SKS, Europaeus 20, 1845-46

...Сделайте, милые прародители,
мне несчастной несуженую смертушку,
горюющей мне непримиримую смертушку.
Придите, могучие прародители, печальную меня
взять к вашей милости...

Слово syntyset в плачах имеет еще и пространственное значение. Оно означает то место, куда уходит умерший, т. е. загробный мир, населенный предками. На эту функцию слова обратил внимание Мартти Хаавио.

Так, например, причитывали в Северной Карелии при приближении похоронной процессии к кладбищу:

Tulkoa valkeista syntysistä vastoalemah vallan olovat omakuntaseni dai kaikki Tuonelan valaistikuntani omih valkevuisihin näinä päivä-varreksuisina...

SKS, Paulaharju 4946:24, Vuonninen, 1911

Придите из белых прародителей встретить, все мои славные родичи и жители Туонелы, чтобы взять умершего к вашей светлости в этот убывающий день...

При посещении могилы дочь «будит» покойного отца:

Anna, vaimala vartuoni*Словом vartuoni, «мой стан, тулово» (всегда в деминутивной форме), в севернокарельских плачах плакальщица называет себя., rupielen valkie hyvästäni valveuttelomah.

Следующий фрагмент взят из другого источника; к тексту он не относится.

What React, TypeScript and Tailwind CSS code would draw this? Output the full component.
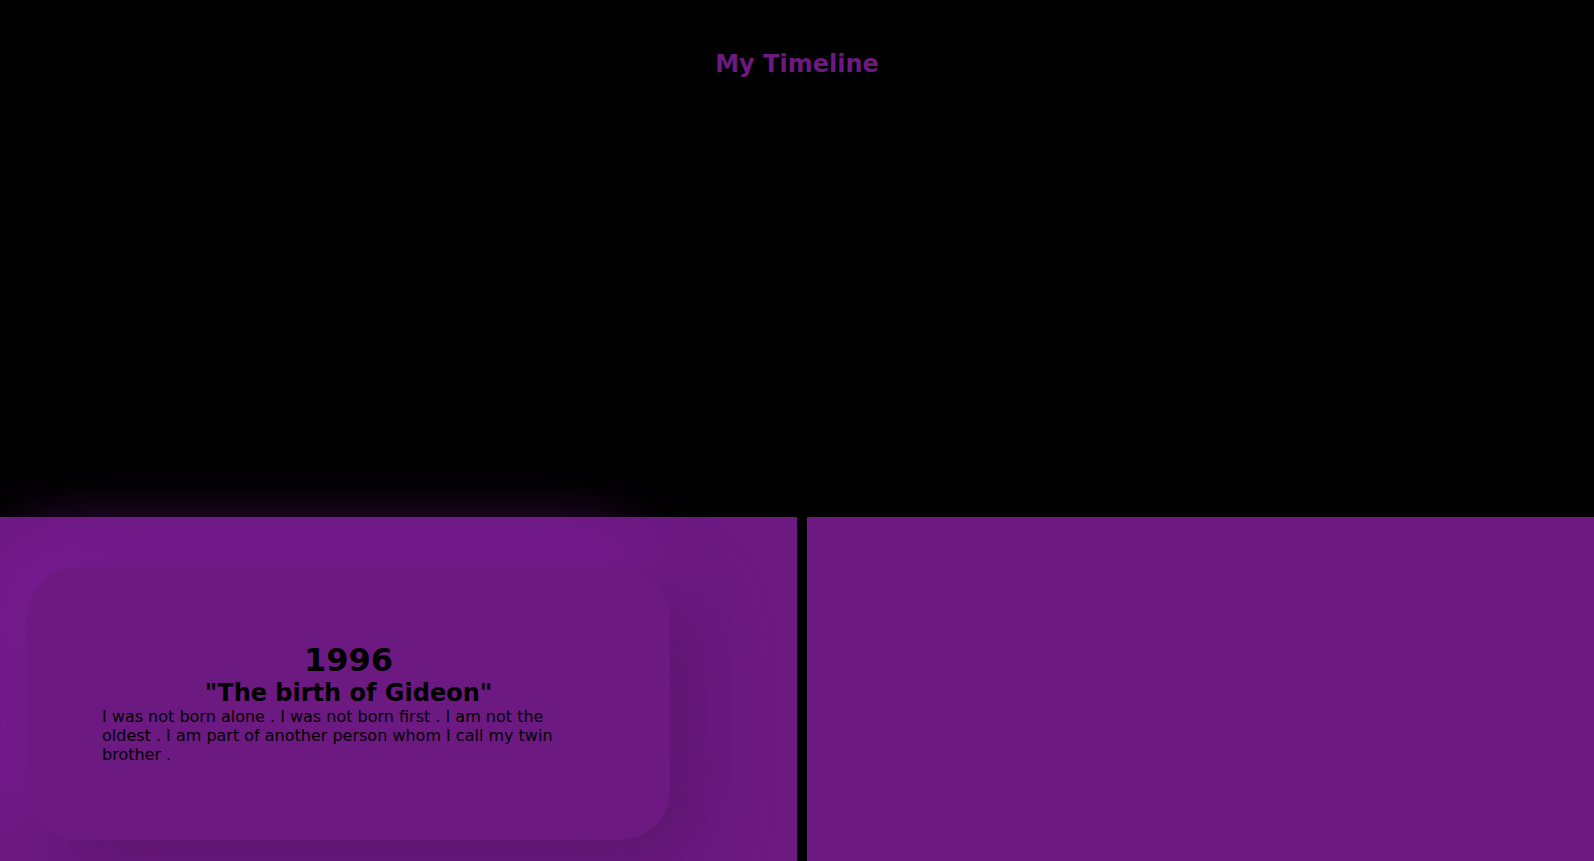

Etkö voi <...> valveuksennella valkeista syntylöistä vaipunehien varsikätysies varsih hotj vallan vähäsiksi aikasih...

SKS, Paulaharju 4946:29, Vuonninen, 1911

Начну я, печальный стан, моего белого хорошего [отца] будить. Не может ли <...> подняться из белых прародителей, опираясь на свои руки, хоть на самое малое времечко...

Итак, syntyset — это умершие родичи и в то же время пространство, которое они населяют, т. е. потусторонний мир. Прародители определяют не только дальнейшую судьбу новоумершего, но и существование живых на этом свете. К ним обращаются в плачах, моля о счастливой доле для покойника на том свете и о помощи осиротевшей семье. Следует отметить, что весь круг представлений, связанных с syntyset, сохранился только в обрядовых плачах. Религиозное сознание карел к XIX в. претерпело глубокие изменения — постепенно пробивала себе дорогу христианская идея о «грехе», о рае и аде как о вознаграждении и возмездии за содеянное человеком при жизни. Только в плачах сохранились могущественные syntyset, от которых зависели жизнь и смерть, которые принимали одинаково как «грешного», так и «праведного», но при одном условии — при строгом соблюдении всех действий, предписанных обычаем и обрядами.